Typically, a well-prepared college student has four attributes: reasonable standardized test scores, a good grade point average, a competitive class rank and coursework that indicates ability in the basics. These four points create the corners of a box, into which students fit themselves. Strong indicators on at least two of these corners are essential. The greatest likelihood for success in college comes from reasonably good performance on all four corners. Over reliance on just one of the four corners is a mistake. Admissions processes need to look holistically at students and consider various indicators of readiness.
Achieving the Dream works with students who enter community college with deficiencies in any, and in some cases all, of these four corners. When challenges are encountered, developmental courses are recommended without apology. People from all walks of life and every imaginable ethnic and social group have the opportunity to be “shored up” in basic college readiness, no matter the cause of deficiencies.
A Georgetown University Center for Education and the Workforce report affirms the national workforce needs projection—almost three in four jobs by 2020 will require some form of postsecondary training and education. This does not mean everyone should have a bachelor’s degree. According to Inside Higher Ed, the economic recovery from 2010 until 2016 created 11.5 million new jobs, and nearly every job required some form of postsecondary education or training. However, not all of them require a “college education” evidenced by a bachelors’ degree.
Many universities are doing away with developmental coursework for students who enter college yet are unready in one way or another. This is not a new phenomenon. Joliet Junior College, “America’s first public community college began in 1901 as an experimental postgraduate high school program. It was the “brain child” of J. Stanley Brown, Superintendent of Joliet Township High School, and William Rainey Harper, President of the University of Chicago.” Harper approached the school board in Joliet, Illinois, and asked if they might start a college preparation (readiness) program. Too many students from the “Collar Counties” were not ready enter the University of Chicago. Over a century of service for an unapologetic and purposeful junior college followed.

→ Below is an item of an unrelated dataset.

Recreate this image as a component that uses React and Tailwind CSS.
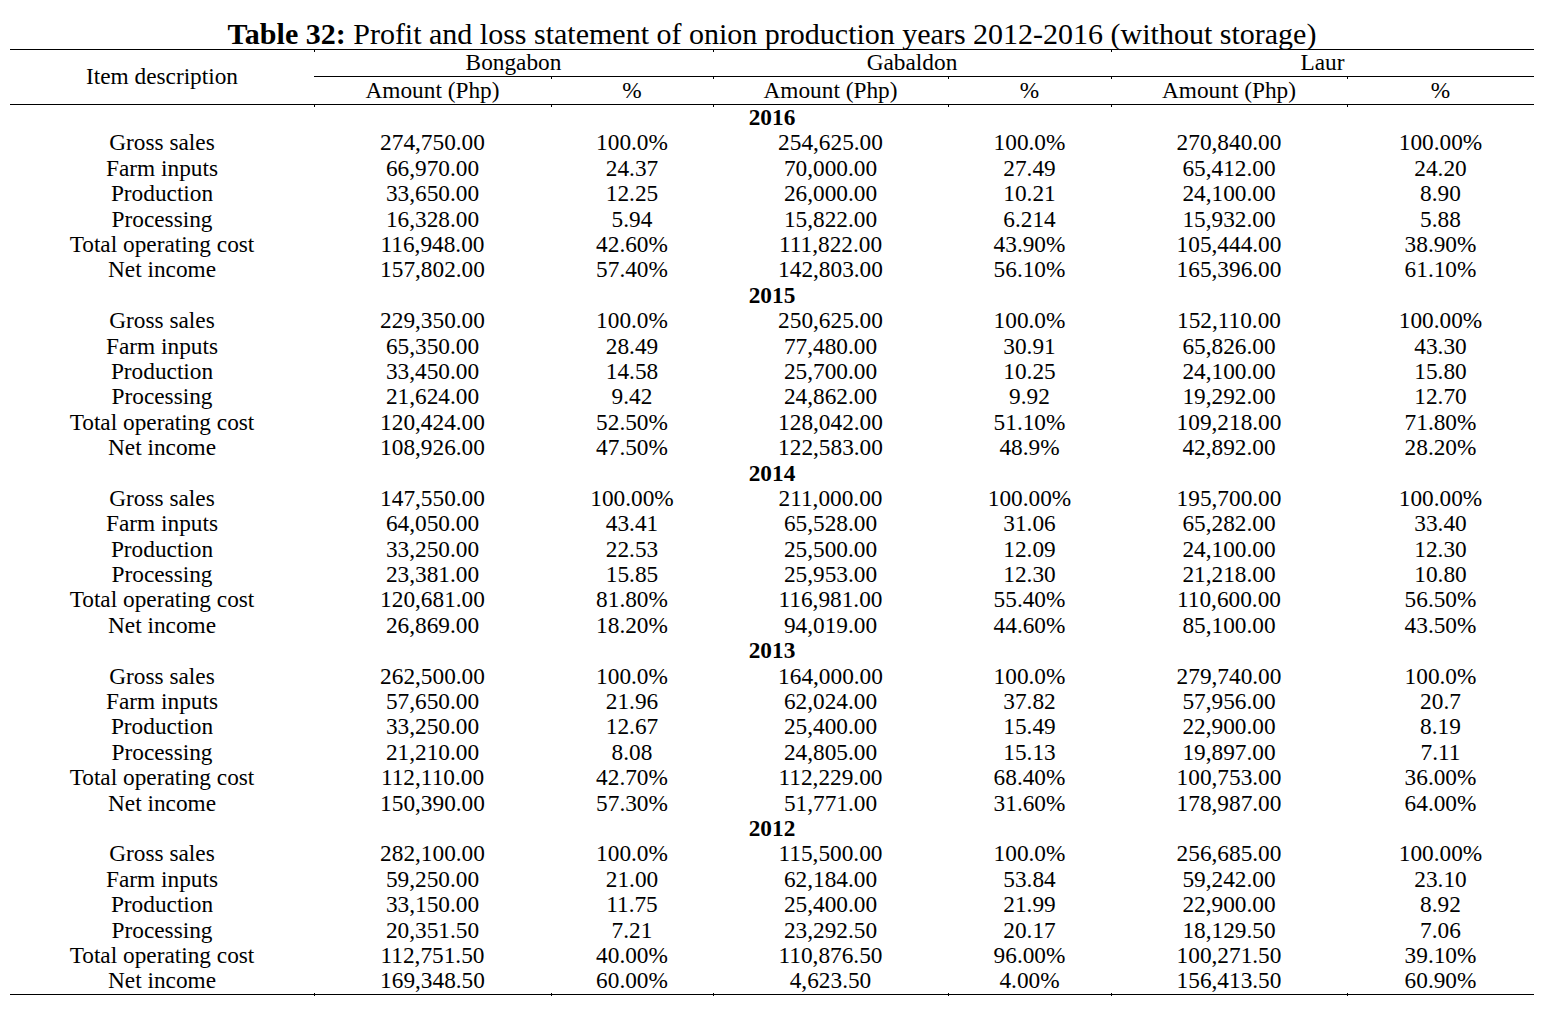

According to the U.S. Department of Education, offering developmental courses at community colleges is the best approach. Most states are working to shrink the number of hours above those required for a particular degree. Reducing excess hours demonstrates efficiency. Many university leaders argue college readiness coursework in community colleges is most effective from all perspectives. The recognition of this reality is a healthy step in getting students ready for university study should their life aspirations and abilities require a bachelor’s degree. This approach echoes the partnership from Chicago and the mission of Joliet Junior College model.
The challenges of college readiness will not go away. With increased numbers of people entering universities through dual enrollment, or as nontraditional students, and with ever pressing cost increases, college readiness will continue to be an issue.
Finding fault with any aspect of family life, high school preparation, or other legitimate components of college readiness doesn’t address the issue. Action does.
Walter V. Wendler is President of West Texas A&M University. His reflections are available at www.walterwendler.com.
I’m not a college aged student. So I don’t know exactly what it is like for them right now. But I do teach them. Do you think that students know if they are college ready as they enter their junior or senior high school years? I hear what you are saying regarding the need for students to have some postsecondary education in order to get jobs. And I also hear what you are saying regarding what students aspire to be in their career and what abilities that they have.
What I struggle to put together is how students themselves receive all of this information when they near the end of high school. If they know they aren’t college ready but want to be, should their logical choice be remedial coursework at community college? Are their abilities innate or fluid? Meaning is it possible that students who go to CC to get college ready will actually all be able to do that? Or can they know that their aspirations to go to college are out of reach no matter their abilities? How do parents, teachers, and communities assess where a student is with respect to college readiness and what they can do about it honestly?
Maybe you’ve done a post on non bachelor’s degree postsecondary ed. Is that primarily referring to associates degrees? When you note that jobs of the future will require postsecondary ed in some form, do students know what all of their postsecondary ed options are? Do we as a society describe well enough what these options are and do employers who can fill jobs with workers who have less than a bachelor’s understand well enough what they should be looking for?
As a college educator, I feel like I should have the answer to questions surrounding which students are capable of ever being college ready and what the non bachelor’s job preparedness options are. But I dont. I feel that there is somehow a dearth of honest communication to young students and their parents on these issues, and from my limited vantage point I don’t see that improving right now.